# How do you integrate int sqrt(x^2-25)/x using trig substitutions?

Oct 21, 2016

$\int \frac{\sqrt{{x}^{2} - 25}}{x} \mathrm{dx}$

$\textcolor{red}{x = 5 \sec u}$

color(red)((dx)/(du)=5secutanu

$I = \int \frac{\sqrt{25 {\sec}^{2} u - 25}}{5 \sec u} \times 5 \sec u \tan u \mathrm{du}$

$I = \int \frac{\sqrt{25 \left({\sec}^{2} u - 1\right)}}{5 \sec u} \times 5 \sec u \tan u \mathrm{du}$

now $\textcolor{red}{{\sec}^{2} u = 1 + {\tan}^{2} u}$

$\therefore \textcolor{red}{{\sec}^{2} u - 1 = {\tan}^{2} u}$

$\implies I = \int \left(\frac{\sqrt{25 {\tan}^{2} u}}{5 \sec u}\right) \times 5 \sec u \tan u \mathrm{du}$

$I = \int \frac{5 \tan u}{5 \sec u} \times 5 \sec u \tan u \mathrm{du}$

now simplifying the algebra.

$I = \int \frac{\cancel{5} \tan u}{\cancel{5} \cancel{\sec u}} \times 5 \cancel{\sec u} \tan u \mathrm{du}$

$I = 5 \int \left({\tan}^{2} u\right) \mathrm{du}$

using $\textcolor{red}{{\sec}^{2} u = 1 + {\tan}^{2} u}$ once more.

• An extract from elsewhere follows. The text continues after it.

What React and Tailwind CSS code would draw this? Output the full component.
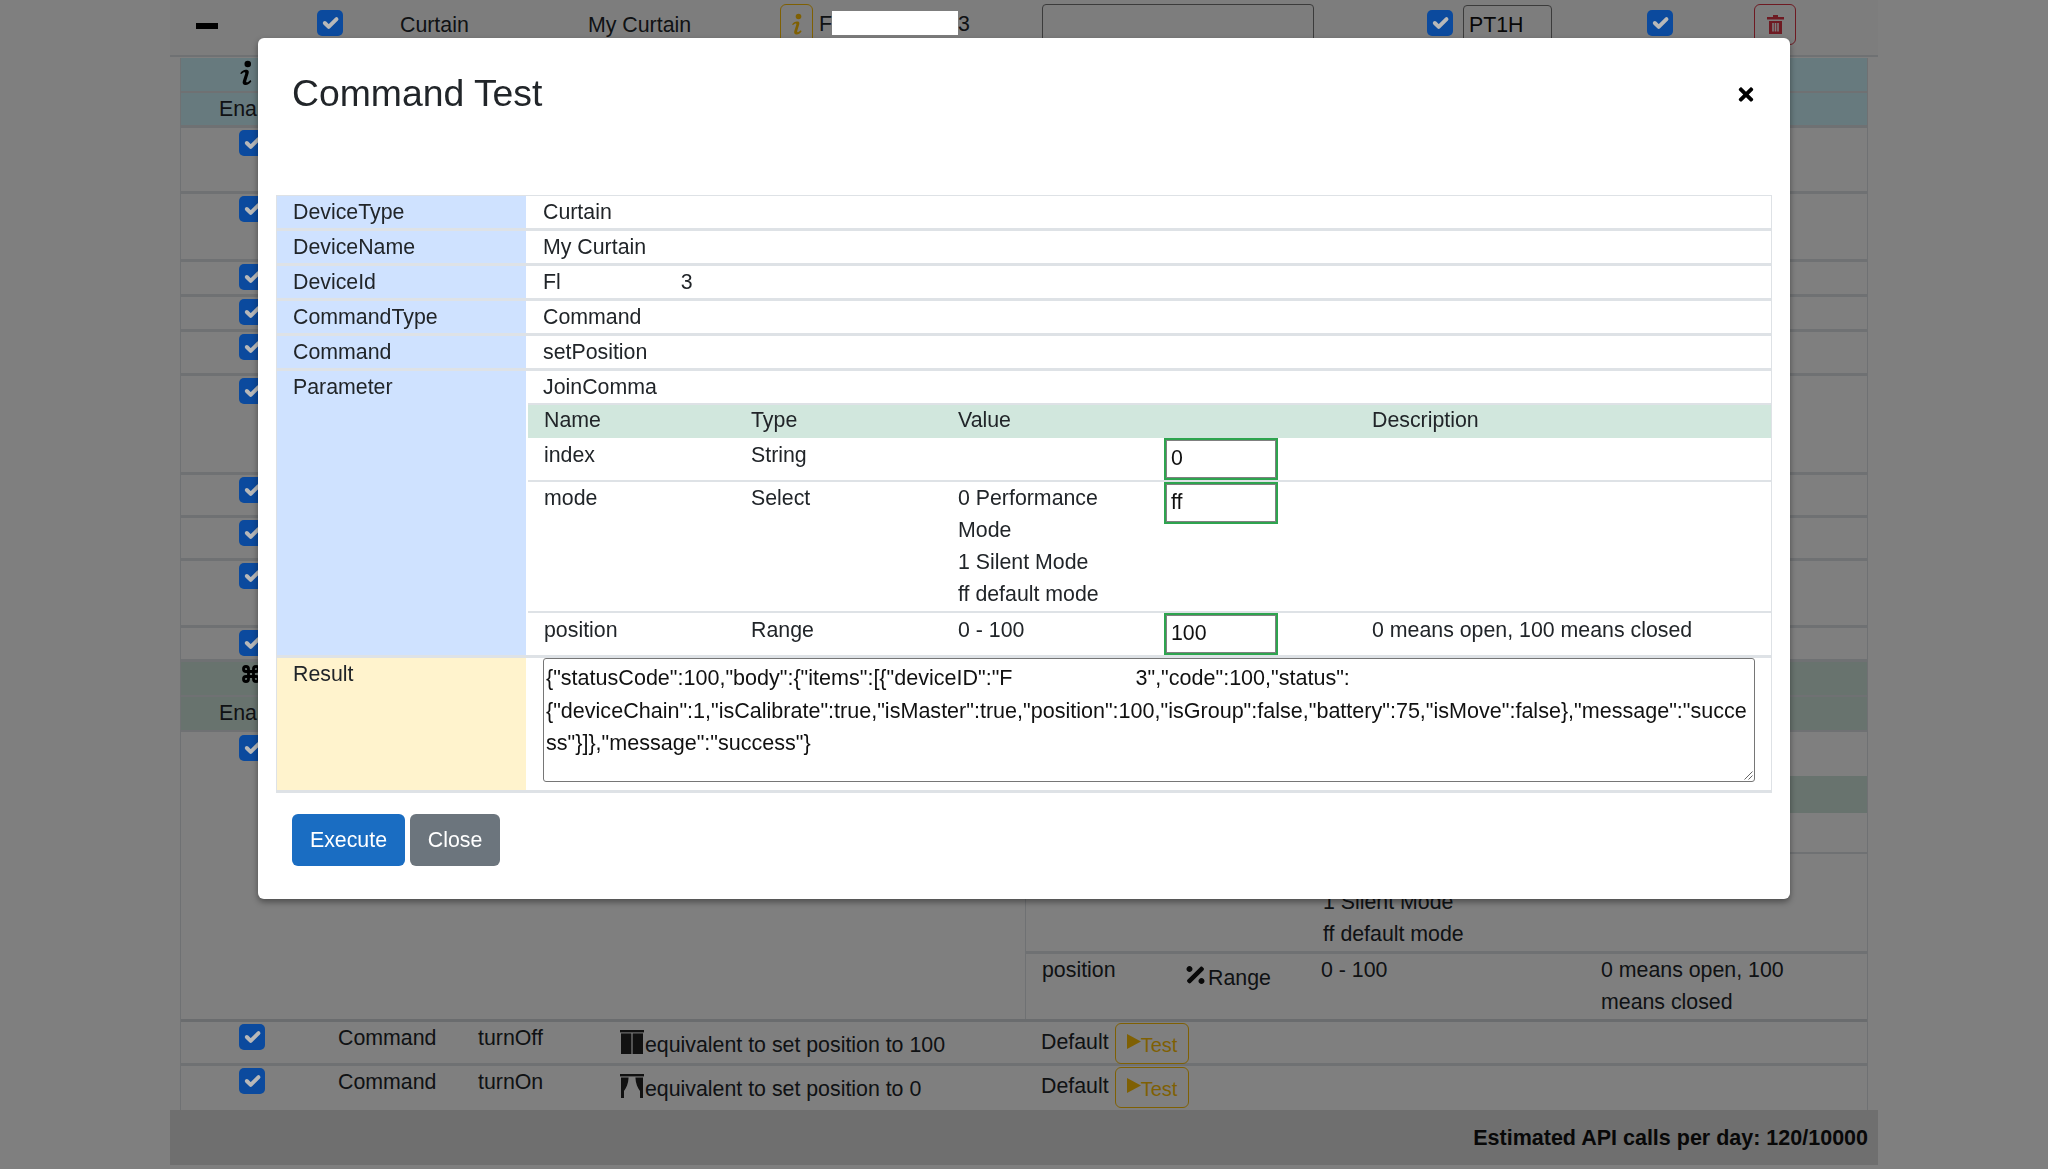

$I = 5 \int \left({\sec}^{2} u - 1\right) \mathrm{du}$

$I = 5 \tan u - 5 u + C$

but

$\textcolor{red}{x = 5 \sec u \implies u = {\sec}^{-} 1 \left(\frac{x}{5}\right)}$

$\therefore I = 5 \tan \left({\sec}^{-} 1 \left(\frac{x}{5}\right)\right) - 5 {\sec}^{-} 1 x + C$

If you are used to hyperbolic functions the substitution

$x = 5 \cosh u$ would make it less messy!